Management can combat this argument, however, by tying training to one or more of these critical tasks. For example, a training session focused on Quickly building and updating tables of authority in Microsoft Word is more likely to attract attention than a session titled Using Microsoft Word macros — even if the sessions cover approximately the same subject matter.
Other focused training might include topics such as Identifying duplicate entries in a list (rather than Basic Excel functions) and Building privilege logs (rather than Using a document review platform). Clever titles for training sessions should never mislead the attorney audience, of course, but sessions should emphasize the “life hacks” that will make repetitive lawyer tasks easier and more efficient.
2. Don’t overwhelm
In the old days (and still today), software training was generally scheduled in half-day or full-day sessions, with helpful exercises (aka, homework) used to help reinforce the classroom work. This approach requires a significant schedule commitment — something that lawyers can rarely provide. To attract a larger lawyer and paraprofessional audience, offer shorter, more-focused sessions that last 30 minutes or less.
Such sessions are consistent with the “specific task” training mentioned above, and the limited time commitment will be much easier for lawyers to schedule, especially if the same training session can be repeated on multiple days and at different times of the day.
Shorter sessions are also easier to record and make available on-demand as part of a standing training library. Such broad availability may appear to reduce an audience by spreading it across multiple sessions, but it makes the training easier to access and hopefully more popular.
3. Leverage third-party content
It’s become commonplace for do-it-yourselfers to consult YouTube, not repair manuals, to see how to complete projects and perform repairs. Similarly, a great deal of task-specific legal technology training already exists, whether on YouTube or via private libraries maintained by professional trainers.

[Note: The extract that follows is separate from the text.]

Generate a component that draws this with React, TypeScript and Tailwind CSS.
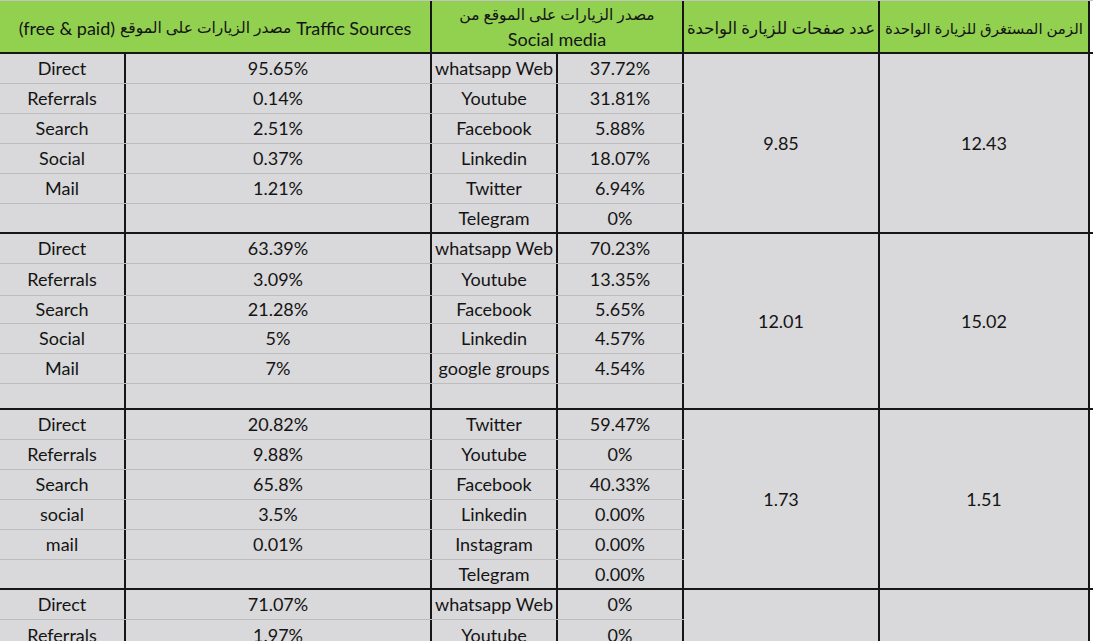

Law firms and law departments should consider curating and licensing select content as part of an on-demand training library for its lawyers and paraprofessional staff. Such outside training should not wholly replace in-house content, as many law firms have customized templates and interfaces, especially with their time and billing systems.
However, more than one in-house trainer has noted that sometimes people pay more attention to an outside instructor than in-house resources. Thus, a good balance of the two can help maintain interest in the organization’s training program.
4. Sometimes use the stick, not just the carrot
In-house training is often sold to attorneys — that is, an effort is made to entice them to attend training sessions that in turn will be helpful for them. Sometimes however — such as when a new tool or major software upgrade is deployed — training is essential for lawyers to continue being competent at their work. In such situations, it may be appropriate to make training mandatory and to require some type of documentation that shows attorneys have completed the training.
This is not a strategy that should be used as a default within an organization —when everything is mandatory, then nothing is mandatory — but it is an approach that is valuable when used judiciously. Attorneys must be proficient at certain core tasks within their organization, whether it is formatting documents to meet required standards, entering time into a billing system, or competently and consistently completing certain assigned tasks. It’s also important that when training has been deemed “mandatory” by an organization, that requirement applies equally to everyone, regardless of their role or level within the firm.
Mandatory training — with penalties for non-compliance — also will help ensure that law firms and law departments are using their best efforts to keep their attorneys away from potential ethical issues.
Training is an important way for attorneys to develop, maintain, and demonstrate the technological competence increasingly demanded by ethical rules. Such training should be something lawyers embrace, not dread. Ensuring that training is matched to attorney interests and schedules is a good way to increase the odds that training will be successful.
One final training challenge is that senior attorneys (and attorneys who supervise legal teams) are often particularly busy and thus less likely than others to find time for training. However, given their oversight responsibilities, it may be critical for these attorneys to understand the tools and levels of effort required for their team members to complete tasks using different technology tools and solutions. Law firms and law departments should make sure that these professionals do not slip through the training cracks, even if it requires them to label key training as mandatory.